If you haven’t yet seen Spiderman Homecoming, you might want to stop here. Because now, there are some (minor) spoilers coming up.

When Does UI Become AI?

Karen is the name Peter Parker gives to his “suit lady,” the IUI Tony Stark encoded into Peter’s Spiderman suit. Karen knows the suit backwards and forwards, and is able to provide tutorials and recommendations as well as take commands in natural language from Peter. But she is more than a UI. She also responds to Peter’s emotional needs, provides advice, and learns from him.

This blurred line isn’t imaginary. In the real (non Marvel comics) world, this combination of UI and AI is known as Intelligent UI, or IUI. An IUI is an interface that has elements of AI, and can thus learn. If that’s real, then how far away are we from creating our own Karens, Jarvises, and others?

To answer that, we need to look at two things.

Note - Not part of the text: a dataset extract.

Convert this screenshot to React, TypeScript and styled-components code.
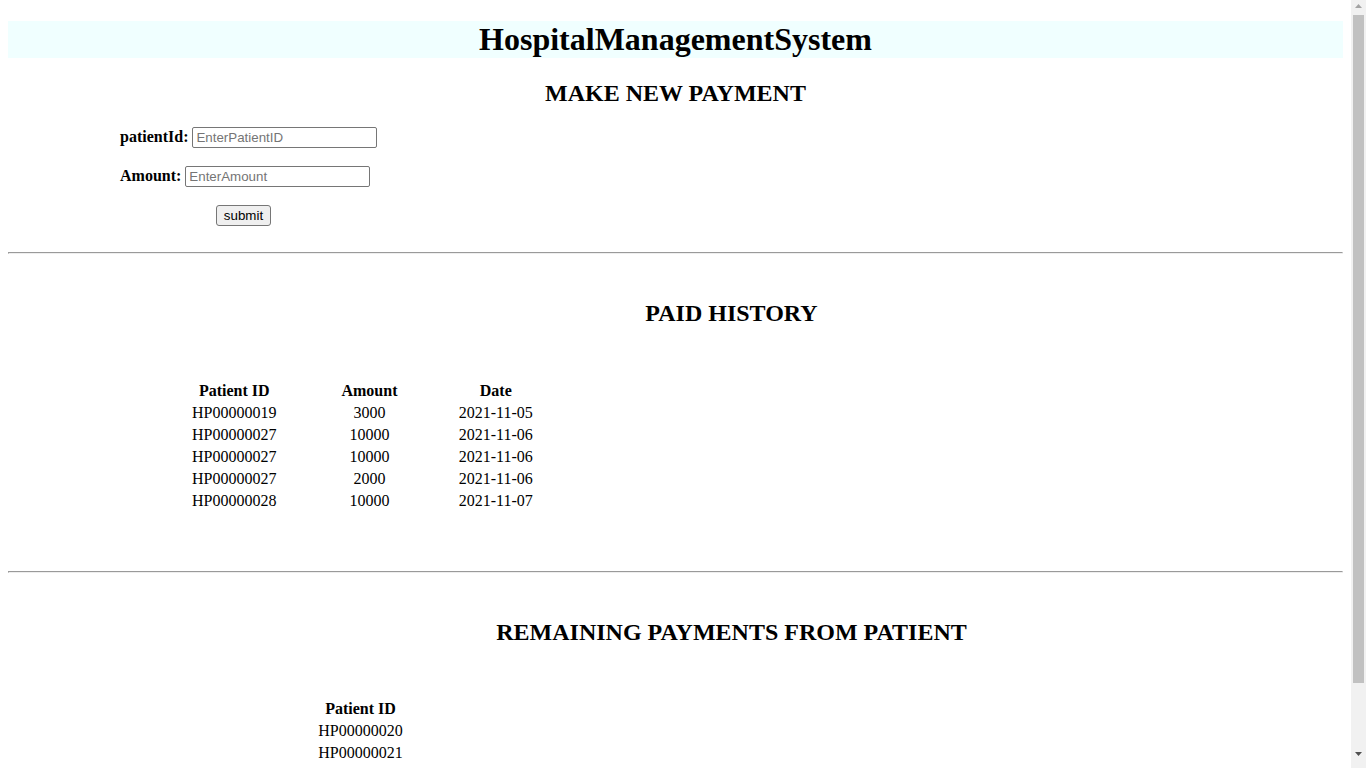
import React from "react";
import styled, { createGlobalStyle } from "styled-components";

const GlobalStyle = createGlobalStyle`
  html { background: #ffffff; }
  body {
    margin: 0 23px 8px 8px;
    font-family: "Liberation Serif", "Times New Roman", serif;
    font-size: 16px;
    color: #000000;
  }
`;

const Header = styled.h1`
  margin: 21.44px 0;
  background: #f0ffff;
  text-align: center;
  font-size: 32px;
  font-weight: bold;
`;

const Title = styled.h2`
  margin: 19.92px 0;
  text-align: center;
  font-size: 24px;
  font-weight: bold;
`;

const PaymentForm = styled.form`
  display: flex;
  flex-direction: column;
  gap: 18px;
  width: 247px;
  margin: 20px 0 26px 112px;
`;

const FieldRow = styled.div<{ $center?: boolean }>`
  display: flex;
  align-items: center;
  justify-content: ${(p) => (p.$center ? "center" : "flex-start")};
  gap: 4px;
  height: 21px;
`;

const Label = styled.label`
  font-weight: bold;
  font-size: 16px;
  white-space: nowrap;
`;

const TextInput = styled.input`
  box-sizing: border-box;
  width: 185px;
  height: 21px;
  padding: 1px 3px;
  border: 1px solid #767676;
  border-radius: 2px;
  font-family: "Liberation Sans", Arial, sans-serif;
  font-size: 13.333px;
  background: #ffffff;
  &::placeholder {
    color: #757575;
  }
`;

const SubmitButton = styled.button`
  box-sizing: border-box;
  width: 55px;
  height: 21px;
  padding: 1px 6px;
  border: 1px solid #767676;
  border-radius: 3px;
  background: #efefef;
  font-family: "Liberation Sans", Arial, sans-serif;
  font-size: 13.333px;
  color: #000000;
`;

const Divider = styled.hr`
  margin: 8px 0;
`;

const Section = styled.section`
  margin-left: 112px;
`;

const SectionTitle = styled.h2`
  margin: 46px 0 0;
  text-align: center;
  font-size: 24px;
  font-weight: bold;
`;

const DataTable = styled.table<{ $top?: number }>`
  table-layout: fixed;
  width: 416px;
  margin: ${(p) => p.$top ?? 52}px 0 58px 32.5px;
  border-spacing: 2px;
`;

const Col = styled.col<{ $w: number }>`
  width: ${(p) => p.$w}px;
`;

const HeadCell = styled.th`
  padding: 1px;
  font-weight: bold;
  text-align: center;
`;

const Cell = styled.td`
  padding: 1px;
  text-align: center;
`;

/* Classic browser scrollbar drawn over the right edge, as in the reference */
const ScrollTrack = styled.div`
  position: fixed;
  top: 0;
  right: 0;
  width: 15px;
  height: 100vh;
  background: #f1f1f1;
`;

const ScrollThumb = styled.div`
  position: absolute;
  top: 15px;
  left: 2px;
  width: 11px;
  height: 668px;
  background: #c1c1c1;
`;

const ArrowUp = styled.svg`
  position: absolute;
  top: 4px;
  left: 4px;
`;

const ArrowDown = styled.svg`
  position: absolute;
  bottom: 12px;
  left: 4px;
`;

const paid = [
  { id: "HP00000019", amount: "3000", date: "2021-11-05" },
  { id: "HP00000027", amount: "10000", date: "2021-11-06" },
  { id: "HP00000027", amount: "10000", date: "2021-11-06" },
  { id: "HP00000027", amount: "2000", date: "2021-11-06" },
  { id: "HP00000028", amount: "10000", date: "2021-11-07" },
];

const remaining = ["HP00000020", "HP00000021", "HP00000022"];

export default function App() {
  return (
    <>
      <GlobalStyle />
      <Header>HospitalManagementSystem</Header>
      <Title>MAKE NEW PAYMENT</Title>
      <PaymentForm onSubmit={(e) => e.preventDefault()}>
        <FieldRow>
          <Label htmlFor="pid">patientId:</Label>
          <TextInput id="pid" type="text" placeholder="EnterPatientID" />
        </FieldRow>
        <FieldRow>
          <Label htmlFor="amt">Amount:</Label>
          <TextInput id="amt" type="text" placeholder="EnterAmount" />
        </FieldRow>
        <FieldRow $center>
          <SubmitButton type="submit">submit</SubmitButton>
        </FieldRow>
      </PaymentForm>
      <Divider />
      <Section>
        <SectionTitle>PAID HISTORY</SectionTitle>
        <DataTable>
          <colgroup>
            <Col $w={159.5} />
            <Col $w={107} />
            <Col $w={141.5} />
          </colgroup>
          <thead>
            <tr>
              <HeadCell>Patient ID</HeadCell>
              <HeadCell>Amount</HeadCell>
              <HeadCell>Date</HeadCell>
            </tr>
          </thead>
          <tbody>
            {paid.map((r, i) => (
              <tr key={i}>
                <Cell>{r.id}</Cell>
                <Cell>{r.amount}</Cell>
                <Cell>{r.date}</Cell>
              </tr>
            ))}
          </tbody>
        </DataTable>
      </Section>
      <Divider />
      <Section>
        <SectionTitle>REMAINING PAYMENTS FROM PATIENT</SectionTitle>
        <DataTable $top={51}>
          <thead>
            <tr>
              <HeadCell>Patient ID</HeadCell>
            </tr>
          </thead>
          <tbody>
            {remaining.map((id) => (
              <tr key={id}>
                <Cell>{id}</Cell>
              </tr>
            ))}
          </tbody>
        </DataTable>
      </Section>
      <ScrollTrack aria-hidden="true">
        <ArrowUp width="7" height="4" viewBox="0 0 7 4">
          <path d="M3.5 0 L7 4 L0 4 Z" fill="#a3a3a3" />
        </ArrowUp>
        <ScrollThumb />
        <ArrowDown width="7" height="4" viewBox="0 0 7 4">
          <path d="M0 0 L7 0 L3.5 4 Z" fill="#505050" />
        </ArrowDown>
      </ScrollTrack>
    </>
  );
}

  1. What’s the reality in the IUI realm?
  2. How realistic are Marvel’s IUIs?

What About Reality?

Since I am far from an IUI expert (outside of the Marvel Universe, that is), please consider this recap of what I’ve recently read a starting point. I’ll share links to more information I’m aware of, and I hope this will start a larger conversation where I too can learn more about the current state of IUI – and the future of UI. Here are some of the more interesting things I’ve found.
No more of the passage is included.